Ben diversa normalmente la legislazione di stati nati e cresciuti grazie all’immigrazione – come gli Usa ‒ che, per motivi speculari a quelli ricordati prima, accordano la cittadinanza in base allo ius soli: chiunque nasca in quella nazione ne è automaticamente cittadino.

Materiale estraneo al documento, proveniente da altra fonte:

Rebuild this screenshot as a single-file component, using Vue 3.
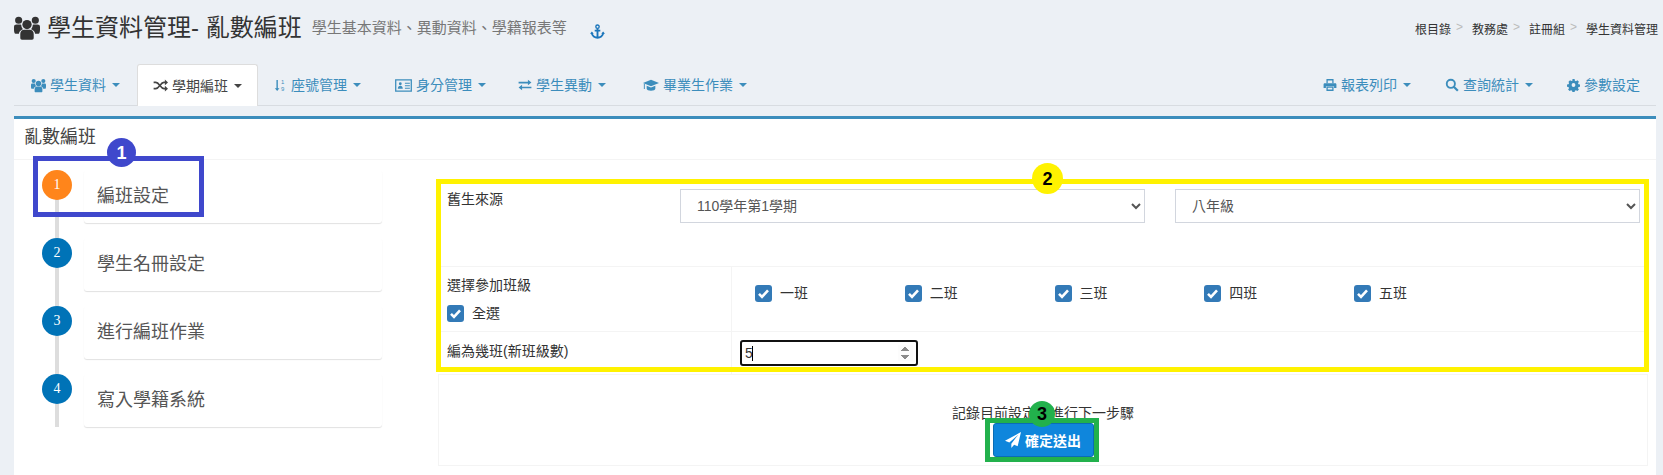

Ora, come già accaduto in altri paesi che hanno conosciuto importanti flussi di immigrazione nella seconda metà del XX secolo, anche in Italia si è prospettata la possibilità di concedere la cittadinanza in base a uno ius soli temperato: i figli di immigrati stabilmente in Italia da almeno cinque anni – nati in Italia o arrivati in tenera età – avrebbero acquisito la cittadinanza italiana al termine del ciclo scolastico elementare (verso gli 11 anni), anziché attendere la maggiore età (18 anni) per avviare un lungo e complicato iter burocratico. Lo ius soli avrebbe consentito non solo simbolicamente all’immigrato di avere una nuova “terra” dopo lo spaesamento dalla propria.

Il progetto di legge fu approvato dalla Camera dei Deputati, ma in occasione della votazione finale in Senato (2017) il dibattito si infiammò a tal punto – dentro e soprattutto fuori dal Parlamento – che la legge non venne più messa ai voti e quindi non fu approvata prima della fine della legislatura. Così circa 800.000 bambini, ragazzi e adolescenti perfettamente integrati, che parlano solo italiano, che vivono, giocano, studiano con i loro coetanei italiani continuano a non essere cittadini del loro paese e a non godere degli stessi diritti dei loro compagni di tutti i giorni.

I toni della discussione si rivelarono ben presto accesissimi e sovente marcatamente razzisti, così che lo strumento giuridico dello ius sanguinis si è rapidamente trasformato da salvaguardia per un popolo di migranti a incentivo per un imbarbarimento razziale se non addirittura tribale.